Love Lies Bleeding review, I’m all in with the love, blood, and lies

Kristen Stewart and Katy O'Brian in Love Lies Bleeding

Love Lies Bleeding tells a love story as an action thriller and uses a metaphoric exploration of women power in a dynamic story about people on the edges. Kristen Stewart and Katy O’Brian star.

Love Lies Bleeding isn’t for everyone. Having said that I think it’s an important film from an important director, Rose Glass. Rose Glass co-wrote the film with Weronika Tofilska. It’s like nothing you’ve seen before.

Kristen Stewart in Love Lies Bleeding

The plot opens in a dusty New Mexico town.

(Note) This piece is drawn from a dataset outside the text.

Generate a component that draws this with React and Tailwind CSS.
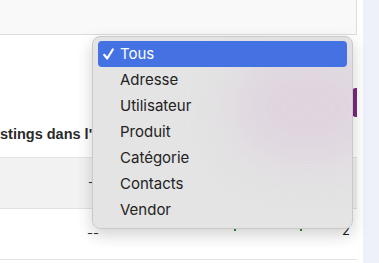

A newcomer walks into the rundown gym managed by Lou (Kristen Stewart). It’s a woman named Jackie (Katy O’Brian). She is ripped, she is hot. Lou is instantly smitten.

Jackie is a body builder on her way to a competition in Las Vegas. She’s hitched this far but needs to work for a few days and wants to continue to train in Lou’s gym.

Katy O'Brian in Love Lies Bleeding

Katy O’Brian actually is a body builder and is perfect in this part. It takes about 5 minutes for Lou and Jackie to hook up and for Jackie to be staying at Lou’s place until time to go to Las Vegas. The sex between them is as rough and physical as the two of them are. They fall in love.

Love Lies Bleeding has a lot to say about love. There’s love between Lou and Jackie. Through no fault of their own that leads to violence in a quest for justice. There’s love between Lou and her sister Beth (Jena Malone), who is battered and beaten by her husband JJ (Dave Franco). Beth won’t press charges against him because she loves him. There’s a kind of conditional love from Lou and Beth’s father, Lou Sr (Ed Harris). There’s a needy and demanding love from Daisy (Anna Baryshnikov), who wants Lou desperately.

I may be wrong, but I thought the central question in the film was, “What is love? How do you express it?”

Kristen Stewart and Katy O'Brian in Love Lies Bleeding

Lou offers Jackie steroids at the beginning of the film. By the end Jackie is fueled by ‘roid rage. She hallucinates vomiting up an entire Lou while on the stage in Las Vegas, then she attacks some of her fellow competitors.

Lou Sr is the villain in the piece. As the bodies pile up in the story, the status quo between Lou, Lou Sr, and Daisy changes. The newcomer Jackie and her feminine power energize Lou. The two of them do lots of damage while trying to do the right thing. Metaphorically, Jackie is larger than life. She’s a giant, a monster, a feminine archetype who can squash men like bugs and carry Lou above the clouds.

The color red carries meaning. The entire screen turns red when Lou thinks back on things she’s lived through, especially at her father’s hands. When Jackie’s rage runs out of control, we see a red filter over everything. Red is put to a different use when the credits roll and we watch distant silhouettes of the two stars moving on a stage lit in red.

There’s one especially gruesome scene involving a dead man. Beth is hospitalized with a bloody pulp of a face. This is not a pretty film. But the most chilling murder is quiet and deliberate – an act in the service of love.

As I said, this isn’t the movie for everyone. I found it masterful and thought provoking. It’s about moral courage and standing up for your right to exist. It’s about caring for the people you love when pushed to extremes. It’s a story told with dirt, sweat, blood, ugly hair, and popping veins.

Max is streaming this one.

A personal footnote about the location of the film. I lived in New Mexico for many years and recognized most of the settings. There was a deep rift or split in the earth that was an important part of the story. I didn’t think anything like that existed in New Mexico and I was right. Those particular scenes were filmed in the Mojave Desert.